→ DIRECTIVE
Wherever the string "components" appears, copy the whole line.
----------
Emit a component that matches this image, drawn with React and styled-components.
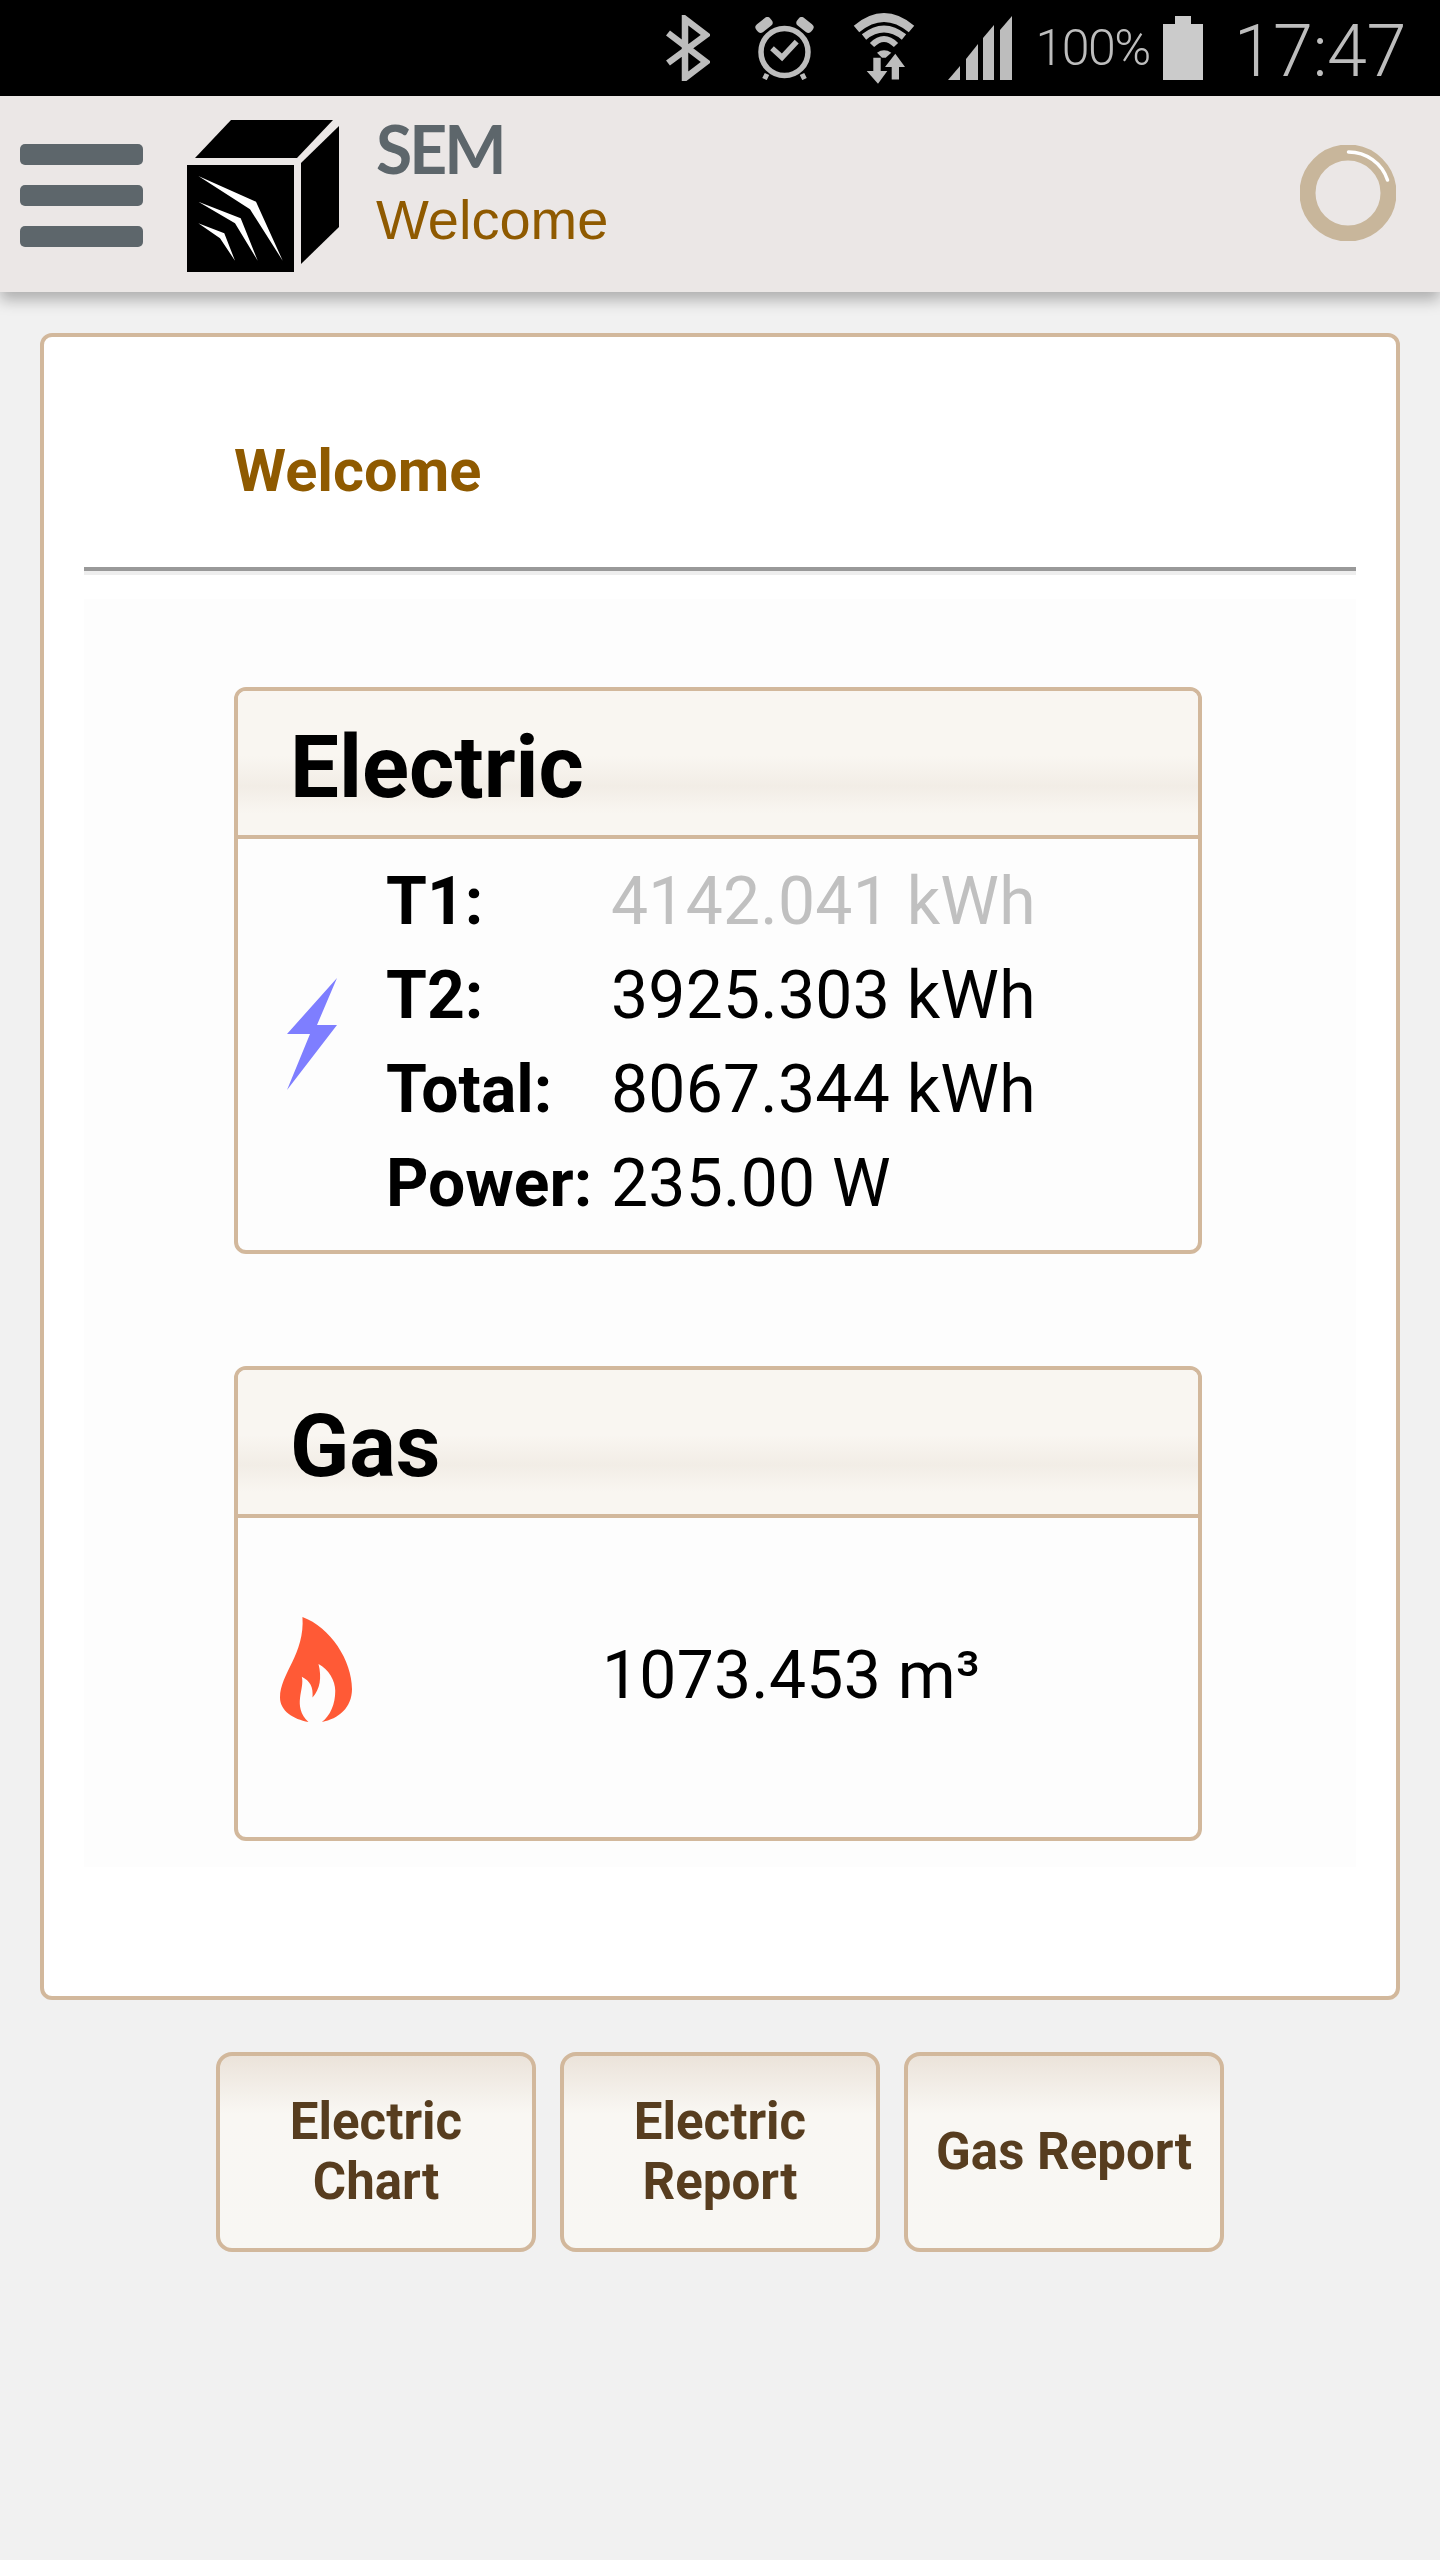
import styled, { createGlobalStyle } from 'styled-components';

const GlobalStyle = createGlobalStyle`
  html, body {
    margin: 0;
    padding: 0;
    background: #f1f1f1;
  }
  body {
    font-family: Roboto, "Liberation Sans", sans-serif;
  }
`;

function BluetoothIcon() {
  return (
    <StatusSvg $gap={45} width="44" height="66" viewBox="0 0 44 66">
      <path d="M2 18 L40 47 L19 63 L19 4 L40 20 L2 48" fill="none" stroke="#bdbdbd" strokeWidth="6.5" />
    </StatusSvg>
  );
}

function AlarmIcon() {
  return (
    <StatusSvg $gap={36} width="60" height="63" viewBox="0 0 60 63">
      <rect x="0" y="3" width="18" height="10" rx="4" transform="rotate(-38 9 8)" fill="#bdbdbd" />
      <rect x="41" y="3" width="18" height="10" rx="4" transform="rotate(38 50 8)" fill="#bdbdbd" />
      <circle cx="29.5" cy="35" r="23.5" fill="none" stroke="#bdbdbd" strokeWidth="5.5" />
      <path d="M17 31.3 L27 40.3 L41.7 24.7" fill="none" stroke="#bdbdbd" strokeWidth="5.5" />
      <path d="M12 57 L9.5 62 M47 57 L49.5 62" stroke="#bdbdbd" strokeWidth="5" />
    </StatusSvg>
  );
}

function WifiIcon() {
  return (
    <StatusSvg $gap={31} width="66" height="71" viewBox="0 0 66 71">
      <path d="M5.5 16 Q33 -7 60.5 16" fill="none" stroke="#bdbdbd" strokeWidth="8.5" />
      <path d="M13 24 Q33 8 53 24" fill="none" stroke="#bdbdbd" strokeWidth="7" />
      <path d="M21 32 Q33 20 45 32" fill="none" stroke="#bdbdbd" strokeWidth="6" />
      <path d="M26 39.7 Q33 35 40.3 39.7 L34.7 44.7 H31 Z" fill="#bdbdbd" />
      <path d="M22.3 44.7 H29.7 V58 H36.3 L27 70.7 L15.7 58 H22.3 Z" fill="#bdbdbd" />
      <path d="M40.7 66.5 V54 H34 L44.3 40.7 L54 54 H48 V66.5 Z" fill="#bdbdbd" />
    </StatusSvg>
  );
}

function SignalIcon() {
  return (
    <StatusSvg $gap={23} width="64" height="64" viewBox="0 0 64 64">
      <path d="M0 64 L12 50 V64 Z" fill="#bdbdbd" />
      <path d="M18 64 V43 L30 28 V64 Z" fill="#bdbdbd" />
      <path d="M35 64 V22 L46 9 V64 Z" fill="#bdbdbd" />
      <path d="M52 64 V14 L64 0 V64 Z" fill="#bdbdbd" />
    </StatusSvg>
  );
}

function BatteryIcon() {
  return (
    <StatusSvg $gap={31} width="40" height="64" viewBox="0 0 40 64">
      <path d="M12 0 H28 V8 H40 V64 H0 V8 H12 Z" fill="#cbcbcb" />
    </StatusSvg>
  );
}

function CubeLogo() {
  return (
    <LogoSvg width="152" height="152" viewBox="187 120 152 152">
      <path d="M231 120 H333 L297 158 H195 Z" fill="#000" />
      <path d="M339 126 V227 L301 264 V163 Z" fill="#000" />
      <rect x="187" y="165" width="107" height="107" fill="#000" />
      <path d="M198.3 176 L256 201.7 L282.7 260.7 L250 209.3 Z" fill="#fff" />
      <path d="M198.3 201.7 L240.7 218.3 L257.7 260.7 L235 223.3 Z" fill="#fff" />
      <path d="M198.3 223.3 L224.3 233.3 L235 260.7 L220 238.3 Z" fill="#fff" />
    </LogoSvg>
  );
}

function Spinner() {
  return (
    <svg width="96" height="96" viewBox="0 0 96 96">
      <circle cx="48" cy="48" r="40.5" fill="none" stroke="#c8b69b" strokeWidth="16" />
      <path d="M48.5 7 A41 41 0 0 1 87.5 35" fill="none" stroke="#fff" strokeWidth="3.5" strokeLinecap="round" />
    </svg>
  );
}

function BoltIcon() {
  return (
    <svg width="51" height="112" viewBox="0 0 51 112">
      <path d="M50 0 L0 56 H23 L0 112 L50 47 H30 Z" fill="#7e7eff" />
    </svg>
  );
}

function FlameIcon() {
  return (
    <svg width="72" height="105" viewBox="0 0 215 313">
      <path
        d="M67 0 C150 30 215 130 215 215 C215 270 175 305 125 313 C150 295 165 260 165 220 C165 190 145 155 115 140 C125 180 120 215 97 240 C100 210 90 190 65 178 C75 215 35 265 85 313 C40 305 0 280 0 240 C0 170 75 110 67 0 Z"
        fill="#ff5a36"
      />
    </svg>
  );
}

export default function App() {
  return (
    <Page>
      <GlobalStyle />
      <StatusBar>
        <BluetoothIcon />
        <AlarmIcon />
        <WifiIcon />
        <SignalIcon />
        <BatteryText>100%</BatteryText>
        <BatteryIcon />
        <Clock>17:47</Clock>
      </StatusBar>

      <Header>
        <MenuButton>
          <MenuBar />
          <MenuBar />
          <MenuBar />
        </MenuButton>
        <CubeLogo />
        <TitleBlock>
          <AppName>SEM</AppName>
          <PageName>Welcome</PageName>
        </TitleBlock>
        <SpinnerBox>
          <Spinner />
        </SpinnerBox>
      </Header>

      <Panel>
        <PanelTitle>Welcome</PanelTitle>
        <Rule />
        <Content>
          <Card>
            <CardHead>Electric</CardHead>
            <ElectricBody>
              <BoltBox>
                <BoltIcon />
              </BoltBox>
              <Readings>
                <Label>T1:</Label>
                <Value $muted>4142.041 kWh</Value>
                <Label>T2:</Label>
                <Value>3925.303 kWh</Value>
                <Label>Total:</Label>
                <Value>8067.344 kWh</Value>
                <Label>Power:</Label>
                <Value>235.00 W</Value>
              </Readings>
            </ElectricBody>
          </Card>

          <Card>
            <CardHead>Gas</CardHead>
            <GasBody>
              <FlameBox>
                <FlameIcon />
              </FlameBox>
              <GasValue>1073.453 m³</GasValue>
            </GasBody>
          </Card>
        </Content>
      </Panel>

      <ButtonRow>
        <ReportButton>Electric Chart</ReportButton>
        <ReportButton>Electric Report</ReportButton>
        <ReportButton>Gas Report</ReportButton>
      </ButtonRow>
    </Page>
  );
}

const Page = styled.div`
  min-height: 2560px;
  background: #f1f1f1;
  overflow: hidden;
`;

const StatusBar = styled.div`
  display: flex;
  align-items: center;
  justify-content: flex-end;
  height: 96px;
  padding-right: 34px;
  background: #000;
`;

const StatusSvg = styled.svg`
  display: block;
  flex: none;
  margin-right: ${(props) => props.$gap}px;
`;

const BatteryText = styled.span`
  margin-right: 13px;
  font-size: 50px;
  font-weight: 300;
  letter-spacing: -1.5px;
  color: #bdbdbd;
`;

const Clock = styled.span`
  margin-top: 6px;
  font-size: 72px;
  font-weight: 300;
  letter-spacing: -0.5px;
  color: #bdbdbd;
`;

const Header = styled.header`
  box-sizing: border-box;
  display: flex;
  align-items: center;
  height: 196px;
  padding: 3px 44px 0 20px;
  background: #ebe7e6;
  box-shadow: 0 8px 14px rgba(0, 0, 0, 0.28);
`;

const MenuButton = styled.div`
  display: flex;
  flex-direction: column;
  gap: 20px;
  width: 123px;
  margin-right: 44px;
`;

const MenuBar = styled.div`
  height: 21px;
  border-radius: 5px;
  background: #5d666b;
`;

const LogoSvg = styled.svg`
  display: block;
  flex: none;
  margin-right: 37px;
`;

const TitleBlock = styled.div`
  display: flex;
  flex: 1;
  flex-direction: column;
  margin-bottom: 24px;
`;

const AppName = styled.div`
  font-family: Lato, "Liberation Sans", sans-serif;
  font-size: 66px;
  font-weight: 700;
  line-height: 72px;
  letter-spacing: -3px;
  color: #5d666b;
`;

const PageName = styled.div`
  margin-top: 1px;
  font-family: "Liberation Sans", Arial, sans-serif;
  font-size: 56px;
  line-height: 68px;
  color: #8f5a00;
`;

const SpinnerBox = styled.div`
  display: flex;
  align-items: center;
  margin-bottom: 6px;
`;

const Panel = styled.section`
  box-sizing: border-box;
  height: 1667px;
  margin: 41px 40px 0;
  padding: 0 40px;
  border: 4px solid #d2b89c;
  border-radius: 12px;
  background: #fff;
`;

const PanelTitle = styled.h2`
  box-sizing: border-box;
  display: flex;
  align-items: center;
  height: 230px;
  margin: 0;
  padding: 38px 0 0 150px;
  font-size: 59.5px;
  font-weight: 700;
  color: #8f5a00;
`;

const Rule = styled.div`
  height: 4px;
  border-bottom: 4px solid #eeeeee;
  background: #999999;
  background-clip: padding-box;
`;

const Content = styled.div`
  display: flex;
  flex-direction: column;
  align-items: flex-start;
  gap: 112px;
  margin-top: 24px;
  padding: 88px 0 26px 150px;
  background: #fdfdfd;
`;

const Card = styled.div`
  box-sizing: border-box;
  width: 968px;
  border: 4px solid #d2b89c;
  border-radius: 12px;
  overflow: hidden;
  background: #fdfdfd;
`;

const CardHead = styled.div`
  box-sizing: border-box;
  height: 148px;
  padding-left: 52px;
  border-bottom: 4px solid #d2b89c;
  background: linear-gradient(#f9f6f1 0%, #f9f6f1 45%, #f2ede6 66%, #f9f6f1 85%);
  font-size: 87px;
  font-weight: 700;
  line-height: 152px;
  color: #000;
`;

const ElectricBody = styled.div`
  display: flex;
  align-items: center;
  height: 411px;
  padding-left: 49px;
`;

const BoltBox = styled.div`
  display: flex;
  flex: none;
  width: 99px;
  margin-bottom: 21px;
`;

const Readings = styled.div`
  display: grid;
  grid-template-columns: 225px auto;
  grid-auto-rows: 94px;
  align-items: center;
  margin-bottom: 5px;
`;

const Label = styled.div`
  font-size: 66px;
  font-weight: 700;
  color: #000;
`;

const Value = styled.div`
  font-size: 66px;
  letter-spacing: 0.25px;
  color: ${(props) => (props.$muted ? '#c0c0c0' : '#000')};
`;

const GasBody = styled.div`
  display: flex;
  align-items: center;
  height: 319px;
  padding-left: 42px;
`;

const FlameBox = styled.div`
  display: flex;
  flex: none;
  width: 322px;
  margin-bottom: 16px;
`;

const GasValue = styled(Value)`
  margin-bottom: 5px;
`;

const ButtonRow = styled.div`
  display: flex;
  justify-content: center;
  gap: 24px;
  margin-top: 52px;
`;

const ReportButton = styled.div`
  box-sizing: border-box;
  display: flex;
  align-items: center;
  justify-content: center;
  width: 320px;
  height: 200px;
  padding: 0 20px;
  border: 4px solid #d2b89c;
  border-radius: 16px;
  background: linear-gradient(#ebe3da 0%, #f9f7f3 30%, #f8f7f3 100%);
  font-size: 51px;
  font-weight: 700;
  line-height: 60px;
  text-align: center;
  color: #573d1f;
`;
----------
→ RESULT
Emit a component that matches this image, drawn with React and styled-components.
import styled, { createGlobalStyle } from 'styled-components';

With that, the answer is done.